Monday, June 17, 2013

Tort Reform Ruling was Wrong!

Weekly Opinion Editorial
by Steve Fair

The Oklahoma State Constitution requires that legislative bills deal with only a single subject (other than the general appropriations bill to fund state government).  That is to prevent state lawmakers from throwing a completely unrelated issue on a bill and getting it passed by coercing their fellow lawmakers to support it in exchange for their vote on a bill important to the other legislator.

Last week, the Oklahoma Supreme Court voted 7-2 that the sweeping tort reform laws passed in the 2009 legislative session and authored by Senator Anthony Sykes, R- Moore, were unconstitutional because they violated the ‘single subject’ rule in the Constitution.  The high court did not say the policy was bad, but that the legislature needed to make sure they only dealt with a single subject. 
In the dissenting opinion, Supreme Court Justice James Winchester said, “The majority opinion gives little guidance to the Legislature regarding why the law found in HB 1603 is unconstitutional.”  Winchester cited a 1922 state Supreme Court ruling which declared the term “subject” to be given a broad and extended meaning so legislators could include in one act all matters having a logical or natural connection.  The apparent contradiction doesn't provide a tidy template or clear direction for lawmakers to use when drafting legislation.

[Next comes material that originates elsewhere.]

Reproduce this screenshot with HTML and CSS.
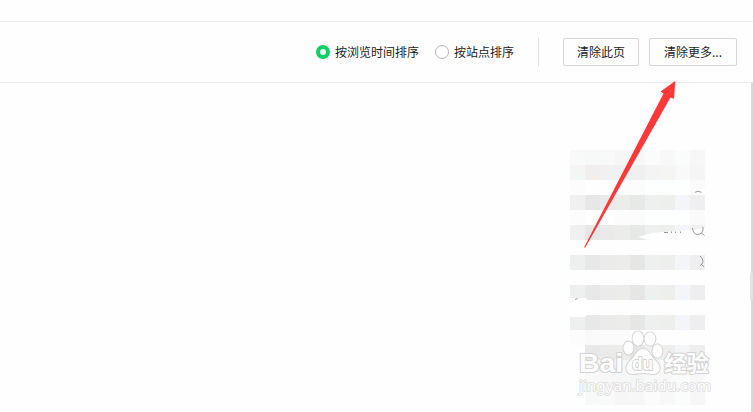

Four observations about the court’s ruling:

First, the spirit of the state constitution’s single subject provision wasn’t violated in the tort reform legislation.  There was no ‘logrolling’ or slipping of unrelated issues into the tort reform bill.  The bill dealt with multiple aspects of ‘tort reform.’  It appears now the legislation will have to pass twenty five (25) different bills to satisfy the Supreme Court.  That was not the intent of the writers of the constitution’s single subject rule.

Second, the high court’s ruling will give the powerful trial lobby a do-over in Oklahoma.  It has taken years for Oklahoma to pass meaningful tort reform.  The trial lobby, which primarily backs Democrat candidates, spent big money fighting it originally and you can bet they will now spend a bunch fighting it in the upcoming session.  With new legislators coming into the body, the trial lobby will work to convince them to not support the original bill.

Third, throwing out tort reform sends a negative message of Oklahoma to prospective business.  After the legislation passes good legislation and the Supreme Court strikes it down, it sends the message to business we are a state is not to be trusted.  It has taken years for Oklahoma to overcome the negative image we earned after reneging on General Motors back in 1979 on an agreement to exempt their plant from ad valorem taxes, but then declared it unconstitutional and made them pony up millions.    

Fourth, Oklahoma’s Supreme Court is legislating from the bench.  Of the nine members of the Supreme Court, eight were appointed by Democrat Governors.  They did not support meaningful tort reform and they misapplied the intent of the writers of the constitution to prevent its implementation.  Currently Justices of the Supreme Court are appointed and then face voters on a retention ballot ever four years.  Since Oklahoma went to a retention ballot, we have never removed a judge from office. Never!  It’s time for term limits on judges.